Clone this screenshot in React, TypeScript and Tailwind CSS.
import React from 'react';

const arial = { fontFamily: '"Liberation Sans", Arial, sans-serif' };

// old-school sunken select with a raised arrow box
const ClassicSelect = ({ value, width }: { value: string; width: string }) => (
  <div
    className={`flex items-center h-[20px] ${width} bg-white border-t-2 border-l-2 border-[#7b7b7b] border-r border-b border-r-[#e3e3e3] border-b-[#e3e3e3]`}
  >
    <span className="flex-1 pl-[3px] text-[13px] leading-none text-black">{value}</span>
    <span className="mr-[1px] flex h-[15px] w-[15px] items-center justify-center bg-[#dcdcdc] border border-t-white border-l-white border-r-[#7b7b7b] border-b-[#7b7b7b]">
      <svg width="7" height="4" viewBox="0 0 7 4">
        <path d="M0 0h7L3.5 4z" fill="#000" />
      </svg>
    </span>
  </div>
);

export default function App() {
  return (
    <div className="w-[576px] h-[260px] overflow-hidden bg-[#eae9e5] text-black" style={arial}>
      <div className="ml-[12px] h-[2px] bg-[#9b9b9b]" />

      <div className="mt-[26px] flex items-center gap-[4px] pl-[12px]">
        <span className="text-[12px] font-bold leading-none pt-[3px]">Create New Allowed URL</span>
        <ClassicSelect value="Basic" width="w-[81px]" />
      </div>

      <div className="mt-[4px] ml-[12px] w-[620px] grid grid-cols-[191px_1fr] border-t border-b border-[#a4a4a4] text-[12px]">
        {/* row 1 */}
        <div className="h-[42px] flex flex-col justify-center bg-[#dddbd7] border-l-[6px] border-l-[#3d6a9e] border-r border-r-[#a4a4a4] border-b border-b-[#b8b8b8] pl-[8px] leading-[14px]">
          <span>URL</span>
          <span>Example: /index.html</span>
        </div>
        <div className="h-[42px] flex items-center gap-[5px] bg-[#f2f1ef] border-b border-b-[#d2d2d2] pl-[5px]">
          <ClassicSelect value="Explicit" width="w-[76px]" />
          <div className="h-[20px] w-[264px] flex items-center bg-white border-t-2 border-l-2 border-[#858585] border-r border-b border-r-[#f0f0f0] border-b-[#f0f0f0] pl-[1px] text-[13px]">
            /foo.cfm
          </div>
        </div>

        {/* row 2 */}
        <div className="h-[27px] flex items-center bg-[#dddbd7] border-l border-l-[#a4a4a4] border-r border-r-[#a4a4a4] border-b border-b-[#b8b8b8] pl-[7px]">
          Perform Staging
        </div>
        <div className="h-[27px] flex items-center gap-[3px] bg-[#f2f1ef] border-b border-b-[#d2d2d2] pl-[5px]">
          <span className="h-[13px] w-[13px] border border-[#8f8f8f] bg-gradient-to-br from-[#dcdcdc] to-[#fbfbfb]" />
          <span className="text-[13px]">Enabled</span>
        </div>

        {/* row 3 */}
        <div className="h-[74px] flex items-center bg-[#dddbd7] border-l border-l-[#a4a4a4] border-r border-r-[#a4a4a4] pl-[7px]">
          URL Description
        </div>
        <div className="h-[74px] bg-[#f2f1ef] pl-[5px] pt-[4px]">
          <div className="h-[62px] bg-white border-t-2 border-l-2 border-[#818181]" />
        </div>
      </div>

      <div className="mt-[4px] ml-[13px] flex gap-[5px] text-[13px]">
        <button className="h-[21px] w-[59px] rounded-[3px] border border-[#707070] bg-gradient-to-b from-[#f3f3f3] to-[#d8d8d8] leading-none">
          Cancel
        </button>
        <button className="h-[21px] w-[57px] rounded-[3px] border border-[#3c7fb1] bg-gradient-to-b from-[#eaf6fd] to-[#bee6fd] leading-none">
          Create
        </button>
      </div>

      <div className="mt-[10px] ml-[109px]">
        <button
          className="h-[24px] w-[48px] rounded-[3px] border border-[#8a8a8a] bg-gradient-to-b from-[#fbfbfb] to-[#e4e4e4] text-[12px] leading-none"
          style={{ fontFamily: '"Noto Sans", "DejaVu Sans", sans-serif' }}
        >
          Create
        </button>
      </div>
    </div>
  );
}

════════

_What to work on_: Output the listing above word for word.

_Solution_:
Clone this screenshot in React, TypeScript and Tailwind CSS.
import React from 'react';

const arial = { fontFamily: '"Liberation Sans", Arial, sans-serif' };

// old-school sunken select with a raised arrow box
const ClassicSelect = ({ value, width }: { value: string; width: string }) => (
  <div
    className={`flex items-center h-[20px] ${width} bg-white border-t-2 border-l-2 border-[#7b7b7b] border-r border-b border-r-[#e3e3e3] border-b-[#e3e3e3]`}
  >
    <span className="flex-1 pl-[3px] text-[13px] leading-none text-black">{value}</span>
    <span className="mr-[1px] flex h-[15px] w-[15px] items-center justify-center bg-[#dcdcdc] border border-t-white border-l-white border-r-[#7b7b7b] border-b-[#7b7b7b]">
      <svg width="7" height="4" viewBox="0 0 7 4">
        <path d="M0 0h7L3.5 4z" fill="#000" />
      </svg>
    </span>
  </div>
);

export default function App() {
  return (
    <div className="w-[576px] h-[260px] overflow-hidden bg-[#eae9e5] text-black" style={arial}>
      <div className="ml-[12px] h-[2px] bg-[#9b9b9b]" />

      <div className="mt-[26px] flex items-center gap-[4px] pl-[12px]">
        <span className="text-[12px] font-bold leading-none pt-[3px]">Create New Allowed URL</span>
        <ClassicSelect value="Basic" width="w-[81px]" />
      </div>

      <div className="mt-[4px] ml-[12px] w-[620px] grid grid-cols-[191px_1fr] border-t border-b border-[#a4a4a4] text-[12px]">
        {/* row 1 */}
        <div className="h-[42px] flex flex-col justify-center bg-[#dddbd7] border-l-[6px] border-l-[#3d6a9e] border-r border-r-[#a4a4a4] border-b border-b-[#b8b8b8] pl-[8px] leading-[14px]">
          <span>URL</span>
          <span>Example: /index.html</span>
        </div>
        <div className="h-[42px] flex items-center gap-[5px] bg-[#f2f1ef] border-b border-b-[#d2d2d2] pl-[5px]">
          <ClassicSelect value="Explicit" width="w-[76px]" />
          <div className="h-[20px] w-[264px] flex items-center bg-white border-t-2 border-l-2 border-[#858585] border-r border-b border-r-[#f0f0f0] border-b-[#f0f0f0] pl-[1px] text-[13px]">
            /foo.cfm
          </div>
        </div>

        {/* row 2 */}
        <div className="h-[27px] flex items-center bg-[#dddbd7] border-l border-l-[#a4a4a4] border-r border-r-[#a4a4a4] border-b border-b-[#b8b8b8] pl-[7px]">
          Perform Staging
        </div>
        <div className="h-[27px] flex items-center gap-[3px] bg-[#f2f1ef] border-b border-b-[#d2d2d2] pl-[5px]">
          <span className="h-[13px] w-[13px] border border-[#8f8f8f] bg-gradient-to-br from-[#dcdcdc] to-[#fbfbfb]" />
          <span className="text-[13px]">Enabled</span>
        </div>

        {/* row 3 */}
        <div className="h-[74px] flex items-center bg-[#dddbd7] border-l border-l-[#a4a4a4] border-r border-r-[#a4a4a4] pl-[7px]">
          URL Description
        </div>
        <div className="h-[74px] bg-[#f2f1ef] pl-[5px] pt-[4px]">
          <div className="h-[62px] bg-white border-t-2 border-l-2 border-[#818181]" />
        </div>
      </div>

      <div className="mt-[4px] ml-[13px] flex gap-[5px] text-[13px]">
        <button className="h-[21px] w-[59px] rounded-[3px] border border-[#707070] bg-gradient-to-b from-[#f3f3f3] to-[#d8d8d8] leading-none">
          Cancel
        </button>
        <button className="h-[21px] w-[57px] rounded-[3px] border border-[#3c7fb1] bg-gradient-to-b from-[#eaf6fd] to-[#bee6fd] leading-none">
          Create
        </button>
      </div>

      <div className="mt-[10px] ml-[109px]">
        <button
          className="h-[24px] w-[48px] rounded-[3px] border border-[#8a8a8a] bg-gradient-to-b from-[#fbfbfb] to-[#e4e4e4] text-[12px] leading-none"
          style={{ fontFamily: '"Noto Sans", "DejaVu Sans", sans-serif' }}
        >
          Create
        </button>
      </div>
    </div>
  );
}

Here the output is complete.